First of all I’d like to thank Altrimenti bookshop and your Association (Time for Equality) for inviting me, and my thanks go to you yourself for the intelligence and sensitivity to grasp that the problem that I describe in my book goes beyond the situation in Italy. Thanks to the series of meetings organised in Luxembourg I’ve been able to learn, through what the Judge at the European Court of Justice (Camelia Toader) told us, about the Romanian and European contexts, and also the situation in so many other countries as a result of contributions from the many people, from Spain, France, and so on, who came to the discussion. All the women who I have talked to have told me that they identify themselves with my experience. For me, this confirms that the problem is deep-rooted and crosses national borders. The book’s interest is obviously not my personal experience, but the fact that by writing it I’m bringing to light a reality that is difficult to accept in 2013. It’s difficult to acknowledge that a gender question still exists today: “question” being understood as the failure to recognise the richness of differences, as prejudice against women which is an international phenomenon and touches every profession.

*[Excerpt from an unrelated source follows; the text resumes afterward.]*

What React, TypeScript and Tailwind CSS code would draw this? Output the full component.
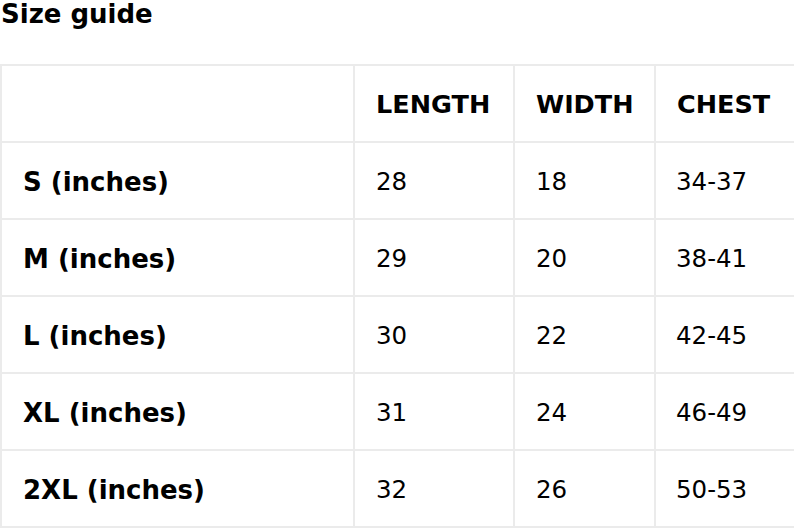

During the discussions and the conversations after the events the subject of stereotypes often came up and question arose of what we can do to change things. If you had to give a positive message based on your experience and on the meetings that you’ve had at the many presentations of your book in Italy, and now in the heart of Europe, what would the message be?
It would be the same message that I shared yesterday with the Italian pupils at the European School of Luxembourg: believe in yourselves and in your abilities, don’t be prisoners of gender stereotypes that prevent you from expressing your internal riches, your emotions and your wonderful differences. When you manage to free yourselves from this straitjacket that society and culture still force you into, when you are free to be yourselves, that will be the day when we can say that we are all free at last.
Thank you very much, Ms Di Nicola, for coming here to Luxembourg.
Thank you for offering me this wonderful opportunity.